# Mathematical proofs implemented purely by Lambda Calculus

I've seen often stated that Lambda Calculus can be used for mathematical proofing but I haven't yet seen any example how it is actually used for the task.

Is there a simple example, lambda abstraction or application that can be shown to be a valid mathematical proof? For example what does it take to make a Church numeral successor function regarded as a mathematical proof?

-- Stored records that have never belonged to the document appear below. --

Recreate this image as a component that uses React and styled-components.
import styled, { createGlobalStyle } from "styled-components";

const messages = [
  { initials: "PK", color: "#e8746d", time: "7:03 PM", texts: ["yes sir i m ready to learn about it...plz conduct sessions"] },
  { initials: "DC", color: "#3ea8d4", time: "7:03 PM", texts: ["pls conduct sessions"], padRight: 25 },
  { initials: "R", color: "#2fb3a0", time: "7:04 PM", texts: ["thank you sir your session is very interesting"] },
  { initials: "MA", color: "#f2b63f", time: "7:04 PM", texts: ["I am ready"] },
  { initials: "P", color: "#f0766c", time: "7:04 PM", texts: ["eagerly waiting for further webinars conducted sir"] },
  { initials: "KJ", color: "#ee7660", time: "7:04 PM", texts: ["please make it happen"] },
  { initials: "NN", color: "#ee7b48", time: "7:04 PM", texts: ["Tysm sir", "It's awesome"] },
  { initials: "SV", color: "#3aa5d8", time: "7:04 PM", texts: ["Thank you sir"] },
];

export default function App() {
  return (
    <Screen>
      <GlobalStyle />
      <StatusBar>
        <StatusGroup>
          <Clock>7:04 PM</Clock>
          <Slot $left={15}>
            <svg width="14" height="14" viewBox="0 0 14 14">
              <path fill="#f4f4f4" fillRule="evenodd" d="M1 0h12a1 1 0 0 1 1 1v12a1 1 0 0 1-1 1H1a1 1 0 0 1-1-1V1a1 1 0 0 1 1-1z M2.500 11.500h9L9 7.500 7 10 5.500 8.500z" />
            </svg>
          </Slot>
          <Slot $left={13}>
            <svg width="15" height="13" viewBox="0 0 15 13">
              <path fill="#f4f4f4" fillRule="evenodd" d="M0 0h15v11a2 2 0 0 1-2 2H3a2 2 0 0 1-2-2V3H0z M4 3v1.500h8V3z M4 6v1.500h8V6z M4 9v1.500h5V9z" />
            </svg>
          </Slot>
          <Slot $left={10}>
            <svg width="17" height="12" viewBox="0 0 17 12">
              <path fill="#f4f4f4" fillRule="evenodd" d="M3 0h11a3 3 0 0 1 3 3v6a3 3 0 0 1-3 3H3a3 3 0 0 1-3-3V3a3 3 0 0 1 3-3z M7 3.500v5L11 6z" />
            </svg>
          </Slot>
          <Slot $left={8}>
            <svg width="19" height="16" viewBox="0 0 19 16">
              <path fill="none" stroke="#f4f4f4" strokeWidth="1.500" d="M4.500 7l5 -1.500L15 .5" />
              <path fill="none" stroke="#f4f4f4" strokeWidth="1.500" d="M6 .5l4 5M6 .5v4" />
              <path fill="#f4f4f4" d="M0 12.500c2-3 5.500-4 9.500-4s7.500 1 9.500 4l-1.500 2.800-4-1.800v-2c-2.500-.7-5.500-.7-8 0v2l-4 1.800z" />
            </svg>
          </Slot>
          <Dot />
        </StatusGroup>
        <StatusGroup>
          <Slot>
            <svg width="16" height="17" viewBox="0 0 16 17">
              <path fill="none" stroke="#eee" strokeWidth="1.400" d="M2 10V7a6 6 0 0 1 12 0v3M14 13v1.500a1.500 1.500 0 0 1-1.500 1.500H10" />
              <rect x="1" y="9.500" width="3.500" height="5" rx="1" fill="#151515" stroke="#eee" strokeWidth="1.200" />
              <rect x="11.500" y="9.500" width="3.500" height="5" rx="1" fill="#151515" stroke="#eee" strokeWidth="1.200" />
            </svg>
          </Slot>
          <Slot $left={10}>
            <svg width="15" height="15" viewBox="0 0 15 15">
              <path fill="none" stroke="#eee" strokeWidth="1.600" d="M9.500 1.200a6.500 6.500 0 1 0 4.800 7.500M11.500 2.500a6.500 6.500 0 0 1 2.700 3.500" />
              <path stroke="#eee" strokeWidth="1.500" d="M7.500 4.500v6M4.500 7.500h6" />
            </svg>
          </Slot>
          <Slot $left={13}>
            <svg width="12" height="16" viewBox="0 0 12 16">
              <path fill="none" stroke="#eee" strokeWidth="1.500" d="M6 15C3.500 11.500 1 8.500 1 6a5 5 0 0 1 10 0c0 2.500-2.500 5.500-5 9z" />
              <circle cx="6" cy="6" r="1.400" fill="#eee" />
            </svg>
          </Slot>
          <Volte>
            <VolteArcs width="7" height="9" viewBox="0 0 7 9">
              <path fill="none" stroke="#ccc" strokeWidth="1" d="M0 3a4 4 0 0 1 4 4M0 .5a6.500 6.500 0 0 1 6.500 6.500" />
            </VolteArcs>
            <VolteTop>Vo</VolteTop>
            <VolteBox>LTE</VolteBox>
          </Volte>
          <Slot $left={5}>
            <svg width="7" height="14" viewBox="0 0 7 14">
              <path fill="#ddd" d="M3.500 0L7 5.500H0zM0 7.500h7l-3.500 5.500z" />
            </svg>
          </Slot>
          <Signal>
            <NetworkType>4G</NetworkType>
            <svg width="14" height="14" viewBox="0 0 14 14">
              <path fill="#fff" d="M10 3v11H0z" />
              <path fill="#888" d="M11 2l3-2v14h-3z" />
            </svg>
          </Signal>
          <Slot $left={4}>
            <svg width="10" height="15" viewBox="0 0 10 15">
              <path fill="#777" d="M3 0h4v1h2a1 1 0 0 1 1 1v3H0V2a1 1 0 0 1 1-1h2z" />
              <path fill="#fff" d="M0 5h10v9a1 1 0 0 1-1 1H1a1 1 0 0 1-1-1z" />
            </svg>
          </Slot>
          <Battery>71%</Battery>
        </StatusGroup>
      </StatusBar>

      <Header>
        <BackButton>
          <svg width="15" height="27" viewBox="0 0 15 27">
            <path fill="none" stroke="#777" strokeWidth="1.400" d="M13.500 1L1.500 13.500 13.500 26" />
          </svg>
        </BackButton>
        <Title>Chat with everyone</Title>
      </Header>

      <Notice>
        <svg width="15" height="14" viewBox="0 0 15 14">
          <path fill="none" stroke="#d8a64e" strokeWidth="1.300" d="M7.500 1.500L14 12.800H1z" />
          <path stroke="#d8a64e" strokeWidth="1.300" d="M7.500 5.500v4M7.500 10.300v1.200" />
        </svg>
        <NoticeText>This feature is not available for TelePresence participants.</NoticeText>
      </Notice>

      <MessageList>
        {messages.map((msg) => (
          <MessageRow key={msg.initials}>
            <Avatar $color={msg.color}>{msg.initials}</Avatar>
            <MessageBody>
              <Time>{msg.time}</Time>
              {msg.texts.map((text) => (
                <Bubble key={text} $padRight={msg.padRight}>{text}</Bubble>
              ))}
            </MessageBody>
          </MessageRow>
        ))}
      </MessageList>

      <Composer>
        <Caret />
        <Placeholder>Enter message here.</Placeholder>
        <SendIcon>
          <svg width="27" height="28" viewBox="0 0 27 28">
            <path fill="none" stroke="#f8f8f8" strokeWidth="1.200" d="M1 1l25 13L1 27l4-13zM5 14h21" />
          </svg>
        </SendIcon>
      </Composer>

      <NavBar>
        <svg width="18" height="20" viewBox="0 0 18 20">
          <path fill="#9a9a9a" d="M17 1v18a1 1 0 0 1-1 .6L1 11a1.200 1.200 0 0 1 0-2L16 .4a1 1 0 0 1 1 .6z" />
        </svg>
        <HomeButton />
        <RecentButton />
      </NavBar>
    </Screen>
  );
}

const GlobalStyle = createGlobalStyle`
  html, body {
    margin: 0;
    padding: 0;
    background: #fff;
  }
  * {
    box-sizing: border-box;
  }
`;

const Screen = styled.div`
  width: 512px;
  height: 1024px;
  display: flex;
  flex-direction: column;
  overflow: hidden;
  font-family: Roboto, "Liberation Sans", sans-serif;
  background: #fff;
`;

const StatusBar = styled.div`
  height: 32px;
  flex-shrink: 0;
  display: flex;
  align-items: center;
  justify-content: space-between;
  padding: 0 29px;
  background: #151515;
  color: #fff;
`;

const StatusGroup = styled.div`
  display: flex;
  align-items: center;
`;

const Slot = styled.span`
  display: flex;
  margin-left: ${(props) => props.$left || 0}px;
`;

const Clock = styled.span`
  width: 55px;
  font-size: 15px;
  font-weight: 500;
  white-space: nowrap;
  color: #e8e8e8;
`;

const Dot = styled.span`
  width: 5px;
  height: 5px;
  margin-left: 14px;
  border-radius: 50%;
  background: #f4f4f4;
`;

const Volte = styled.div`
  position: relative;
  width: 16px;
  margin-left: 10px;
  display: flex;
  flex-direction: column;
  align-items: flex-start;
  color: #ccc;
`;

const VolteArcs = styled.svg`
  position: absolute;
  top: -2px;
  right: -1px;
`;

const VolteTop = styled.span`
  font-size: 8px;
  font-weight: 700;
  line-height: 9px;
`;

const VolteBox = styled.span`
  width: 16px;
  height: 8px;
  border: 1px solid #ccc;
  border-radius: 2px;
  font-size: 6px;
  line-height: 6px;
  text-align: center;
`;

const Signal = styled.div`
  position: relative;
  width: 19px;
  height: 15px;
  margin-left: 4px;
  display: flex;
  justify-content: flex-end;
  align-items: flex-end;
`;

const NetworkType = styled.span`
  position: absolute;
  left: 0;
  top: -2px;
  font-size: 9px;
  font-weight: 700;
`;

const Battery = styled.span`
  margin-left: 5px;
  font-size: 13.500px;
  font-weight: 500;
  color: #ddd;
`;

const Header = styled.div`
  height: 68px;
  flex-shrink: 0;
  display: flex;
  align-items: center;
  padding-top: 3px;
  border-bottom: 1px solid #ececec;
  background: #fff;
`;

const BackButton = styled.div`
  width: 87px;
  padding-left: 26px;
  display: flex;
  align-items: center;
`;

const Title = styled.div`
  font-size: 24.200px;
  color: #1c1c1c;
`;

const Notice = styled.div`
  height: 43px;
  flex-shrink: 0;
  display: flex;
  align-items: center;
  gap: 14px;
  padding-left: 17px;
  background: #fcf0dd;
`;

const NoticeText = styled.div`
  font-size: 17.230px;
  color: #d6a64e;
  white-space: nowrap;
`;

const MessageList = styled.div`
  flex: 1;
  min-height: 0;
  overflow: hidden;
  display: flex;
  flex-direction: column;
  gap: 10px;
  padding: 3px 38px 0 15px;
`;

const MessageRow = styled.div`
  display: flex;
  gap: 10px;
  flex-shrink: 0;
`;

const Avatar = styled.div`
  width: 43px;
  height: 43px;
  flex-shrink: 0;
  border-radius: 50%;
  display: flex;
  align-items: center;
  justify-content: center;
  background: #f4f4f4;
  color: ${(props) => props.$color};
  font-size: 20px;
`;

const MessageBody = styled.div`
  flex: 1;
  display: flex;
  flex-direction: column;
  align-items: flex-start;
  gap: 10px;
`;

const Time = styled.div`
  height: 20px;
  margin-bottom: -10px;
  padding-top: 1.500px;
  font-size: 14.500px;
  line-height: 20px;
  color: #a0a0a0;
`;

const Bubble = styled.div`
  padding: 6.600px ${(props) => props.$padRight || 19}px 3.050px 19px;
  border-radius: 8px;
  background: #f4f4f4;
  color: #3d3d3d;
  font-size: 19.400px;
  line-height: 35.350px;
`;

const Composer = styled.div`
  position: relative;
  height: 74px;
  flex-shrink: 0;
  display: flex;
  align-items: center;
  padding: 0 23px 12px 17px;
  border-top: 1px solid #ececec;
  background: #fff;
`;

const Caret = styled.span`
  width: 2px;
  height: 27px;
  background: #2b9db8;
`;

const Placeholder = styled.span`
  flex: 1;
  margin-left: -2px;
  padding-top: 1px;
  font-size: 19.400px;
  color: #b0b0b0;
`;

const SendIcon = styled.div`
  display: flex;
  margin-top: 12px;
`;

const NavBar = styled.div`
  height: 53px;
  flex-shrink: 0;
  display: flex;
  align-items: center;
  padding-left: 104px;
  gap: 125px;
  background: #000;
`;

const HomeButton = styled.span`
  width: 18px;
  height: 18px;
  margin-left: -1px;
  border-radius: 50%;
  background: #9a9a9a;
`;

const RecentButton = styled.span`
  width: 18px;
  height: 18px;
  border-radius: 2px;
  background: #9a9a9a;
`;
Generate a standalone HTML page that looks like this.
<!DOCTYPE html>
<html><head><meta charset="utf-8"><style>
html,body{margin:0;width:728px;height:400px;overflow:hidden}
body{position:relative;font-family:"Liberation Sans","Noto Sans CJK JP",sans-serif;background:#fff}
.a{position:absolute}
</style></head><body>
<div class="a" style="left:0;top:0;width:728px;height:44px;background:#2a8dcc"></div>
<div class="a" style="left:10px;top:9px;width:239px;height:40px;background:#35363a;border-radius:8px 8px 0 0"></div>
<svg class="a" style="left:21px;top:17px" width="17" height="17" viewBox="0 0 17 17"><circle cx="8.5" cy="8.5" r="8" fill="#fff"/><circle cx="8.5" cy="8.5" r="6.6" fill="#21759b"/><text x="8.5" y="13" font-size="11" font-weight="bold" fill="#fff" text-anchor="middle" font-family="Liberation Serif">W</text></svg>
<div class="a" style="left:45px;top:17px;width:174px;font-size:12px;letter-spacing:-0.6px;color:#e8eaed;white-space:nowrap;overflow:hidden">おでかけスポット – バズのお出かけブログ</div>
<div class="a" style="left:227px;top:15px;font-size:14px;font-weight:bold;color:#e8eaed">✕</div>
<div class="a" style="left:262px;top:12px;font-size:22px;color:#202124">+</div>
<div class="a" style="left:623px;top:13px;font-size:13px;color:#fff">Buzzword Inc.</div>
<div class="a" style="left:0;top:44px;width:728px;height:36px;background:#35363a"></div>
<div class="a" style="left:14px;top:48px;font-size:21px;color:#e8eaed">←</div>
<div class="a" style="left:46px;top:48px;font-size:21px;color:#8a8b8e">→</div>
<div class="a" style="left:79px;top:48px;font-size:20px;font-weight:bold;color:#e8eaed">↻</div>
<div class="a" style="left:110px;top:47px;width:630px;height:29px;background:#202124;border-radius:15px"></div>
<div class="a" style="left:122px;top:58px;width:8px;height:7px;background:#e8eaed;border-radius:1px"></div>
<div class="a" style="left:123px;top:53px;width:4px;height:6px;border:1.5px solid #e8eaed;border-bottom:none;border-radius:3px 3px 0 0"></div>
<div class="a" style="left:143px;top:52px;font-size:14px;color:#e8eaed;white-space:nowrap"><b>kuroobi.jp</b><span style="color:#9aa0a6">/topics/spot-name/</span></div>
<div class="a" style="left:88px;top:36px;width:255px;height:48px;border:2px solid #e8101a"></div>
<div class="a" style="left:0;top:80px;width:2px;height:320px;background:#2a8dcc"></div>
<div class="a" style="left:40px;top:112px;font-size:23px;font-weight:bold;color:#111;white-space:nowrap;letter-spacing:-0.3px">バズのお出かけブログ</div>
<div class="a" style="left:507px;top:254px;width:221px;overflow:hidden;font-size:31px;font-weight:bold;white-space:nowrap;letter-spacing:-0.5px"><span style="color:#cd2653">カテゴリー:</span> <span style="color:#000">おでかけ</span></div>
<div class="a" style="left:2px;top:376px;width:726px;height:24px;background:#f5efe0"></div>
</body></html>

• Lambda calculus is mostly there for other things. For example, I used it, like, two weeks ago in my lecture, to show the difference between the evaluation orders that leads to laziness vs. strictness and call-by-name vs. call-by-value. – Oleg Lobachev Dec 15 '17 at 20:54
• LC as a symbolic manipulation method is interesting to compare with mathematical equation manipulation method, thus as a candidate for a universal mathematical language. But seemingly as an untyped form, it is not so useful... That bites a bit of the halo of being simple and universal after all. – MarkokraM Dec 15 '17 at 21:11

So, the trick is that the untyped lambda calculus is not very useful as a mathematical proof, since it has non-halting terms.

Lambda Calculus as a proof system is most useful with types, particularly in terms of the Curry-Howard Isomorphism. Phillip Wadler has a great article outlining this.

The basic idea is that lambda abstraction corresponds to the way that you prove an implication. To write a function of type $A \to B$, you assume you have a value of type $A$, and use it to construct a return value of type $B$. This is exactly how you prove $A \implies B$: assume that $A$ holds, then use this to prove $B$.

Not every lambda term corresponds to a mathematical proof in the sense we're used to, although each term can be regarded as a proof that its type is inhabited. In particular, to prove anything really useful, you need dependent types, where types are allowed to be indexed by values.

For Church-Numerals, their typed version if $\forall a \ldotp a \to (a \to a) \to a$, which, when interpreted as a proposition, is really boring. It's saying that if something holds, and it implies itself, then that something still holds.